▼

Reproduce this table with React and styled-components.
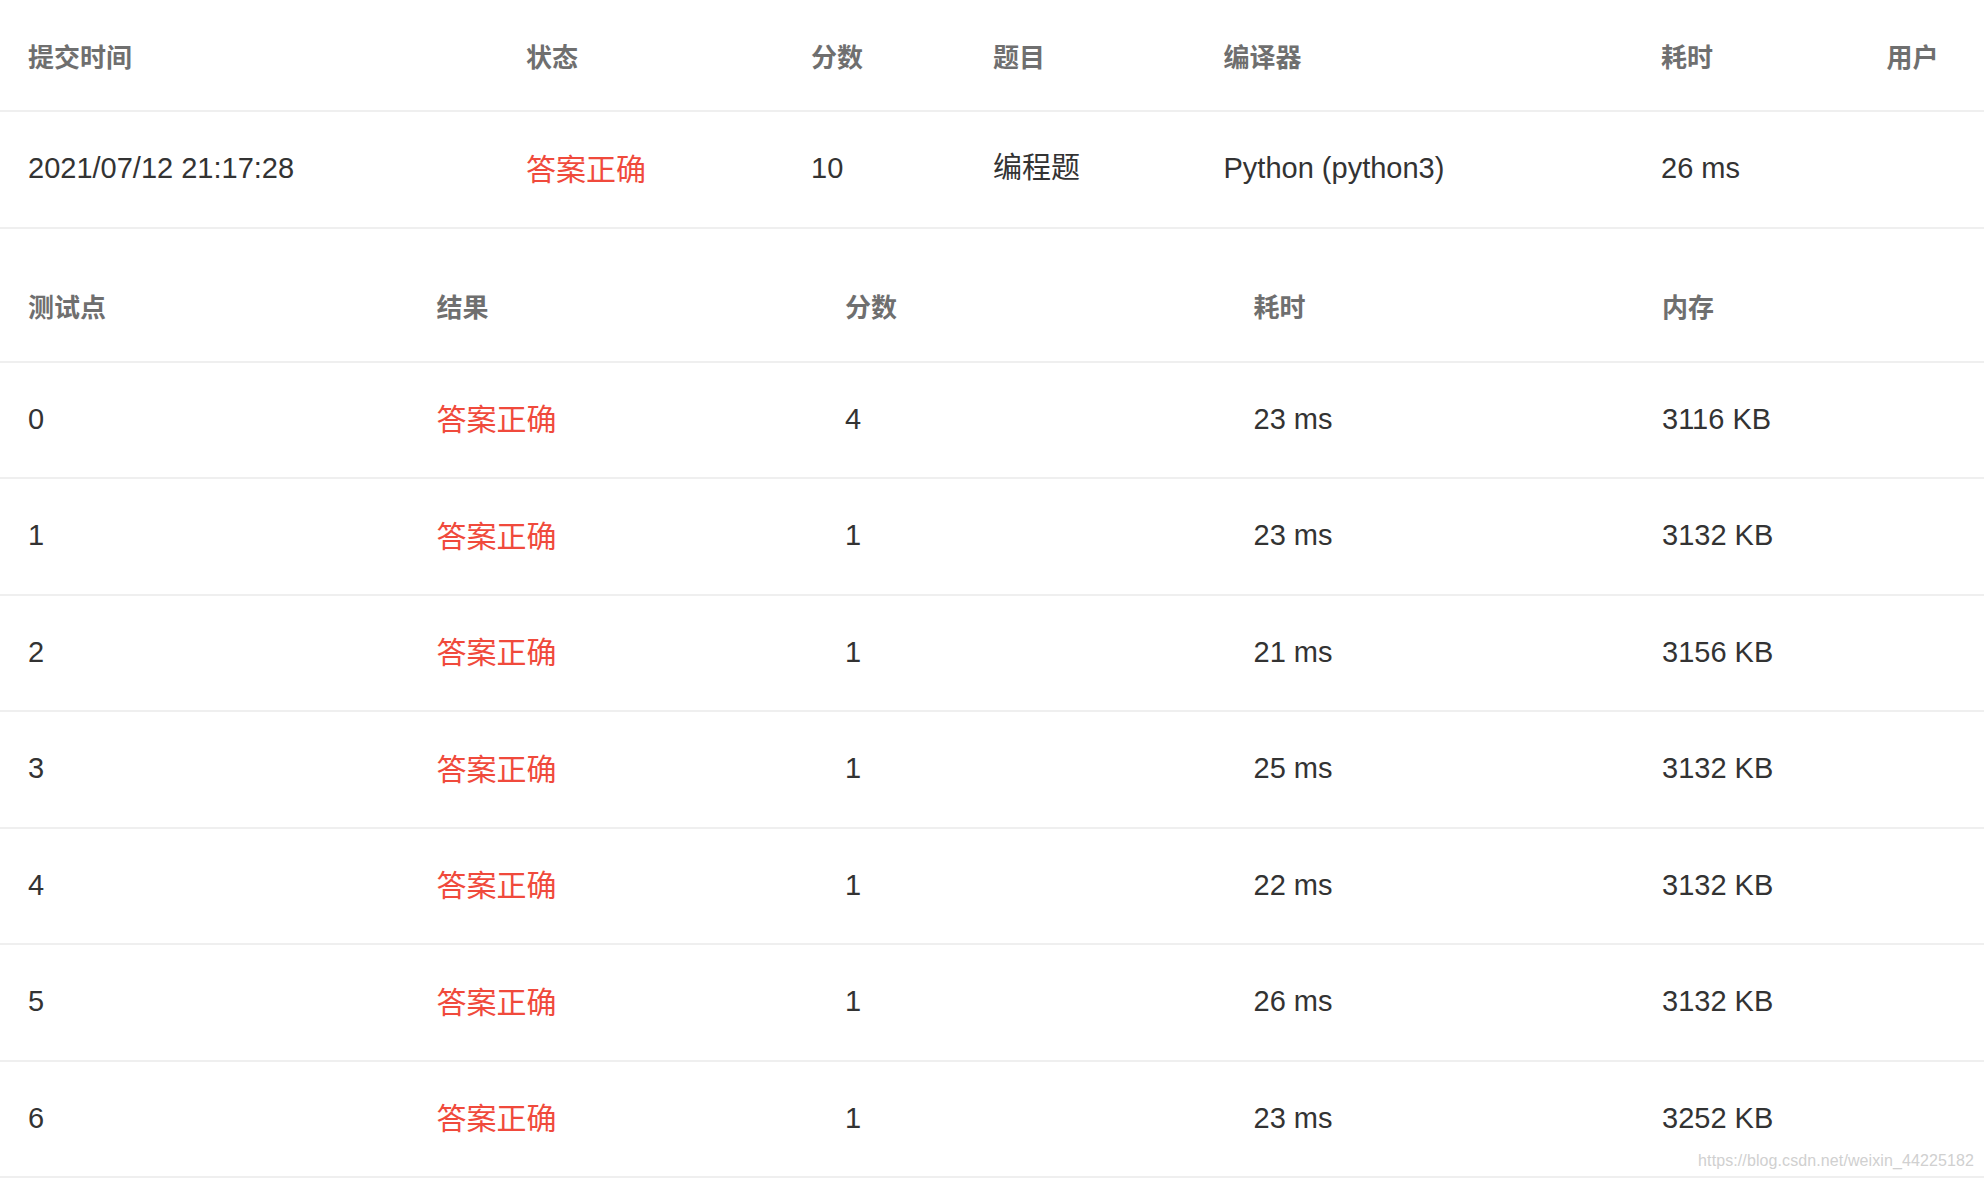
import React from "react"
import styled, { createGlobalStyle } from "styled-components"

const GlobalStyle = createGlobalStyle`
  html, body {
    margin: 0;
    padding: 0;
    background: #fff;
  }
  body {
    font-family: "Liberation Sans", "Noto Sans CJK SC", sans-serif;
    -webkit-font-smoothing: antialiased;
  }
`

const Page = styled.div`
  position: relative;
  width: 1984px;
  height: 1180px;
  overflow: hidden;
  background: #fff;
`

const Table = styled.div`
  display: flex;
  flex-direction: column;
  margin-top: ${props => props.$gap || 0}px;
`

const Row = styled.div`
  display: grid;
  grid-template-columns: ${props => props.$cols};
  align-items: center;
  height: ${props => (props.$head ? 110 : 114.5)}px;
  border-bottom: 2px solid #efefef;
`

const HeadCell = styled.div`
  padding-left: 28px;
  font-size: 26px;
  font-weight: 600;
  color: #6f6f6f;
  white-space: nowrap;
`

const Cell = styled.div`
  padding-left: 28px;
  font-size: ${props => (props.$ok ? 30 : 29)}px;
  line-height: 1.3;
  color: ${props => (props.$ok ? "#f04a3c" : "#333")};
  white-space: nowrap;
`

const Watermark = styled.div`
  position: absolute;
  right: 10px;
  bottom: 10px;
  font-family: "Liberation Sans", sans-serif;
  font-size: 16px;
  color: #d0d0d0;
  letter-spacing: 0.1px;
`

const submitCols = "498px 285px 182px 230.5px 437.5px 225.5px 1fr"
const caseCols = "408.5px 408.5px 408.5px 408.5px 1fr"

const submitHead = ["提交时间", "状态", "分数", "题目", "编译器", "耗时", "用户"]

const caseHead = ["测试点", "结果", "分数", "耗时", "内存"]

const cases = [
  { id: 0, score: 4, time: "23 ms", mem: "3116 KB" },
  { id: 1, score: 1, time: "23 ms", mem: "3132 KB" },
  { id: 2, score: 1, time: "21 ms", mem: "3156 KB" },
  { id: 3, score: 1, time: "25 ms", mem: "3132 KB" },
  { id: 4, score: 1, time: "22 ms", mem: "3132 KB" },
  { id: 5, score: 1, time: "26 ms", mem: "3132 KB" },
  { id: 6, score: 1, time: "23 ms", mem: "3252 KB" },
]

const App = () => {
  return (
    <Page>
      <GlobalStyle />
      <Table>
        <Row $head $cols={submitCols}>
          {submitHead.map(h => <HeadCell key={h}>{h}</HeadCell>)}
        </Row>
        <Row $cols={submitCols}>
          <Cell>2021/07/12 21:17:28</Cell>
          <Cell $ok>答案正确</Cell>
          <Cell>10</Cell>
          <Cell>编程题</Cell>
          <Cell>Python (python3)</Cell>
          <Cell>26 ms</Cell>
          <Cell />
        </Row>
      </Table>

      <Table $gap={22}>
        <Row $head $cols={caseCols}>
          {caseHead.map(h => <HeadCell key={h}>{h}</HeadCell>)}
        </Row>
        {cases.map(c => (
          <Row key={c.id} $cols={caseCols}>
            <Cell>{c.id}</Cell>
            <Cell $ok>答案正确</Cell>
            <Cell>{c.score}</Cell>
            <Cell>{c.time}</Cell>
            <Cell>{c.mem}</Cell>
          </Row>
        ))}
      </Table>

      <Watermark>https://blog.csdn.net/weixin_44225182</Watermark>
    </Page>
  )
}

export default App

▲

:: Problem description ::
Pick each line holding the word "components" out of the data and copy it.

:: Exercise response ::
Reproduce this table with React and styled-components.
import styled, { createGlobalStyle } from "styled-components"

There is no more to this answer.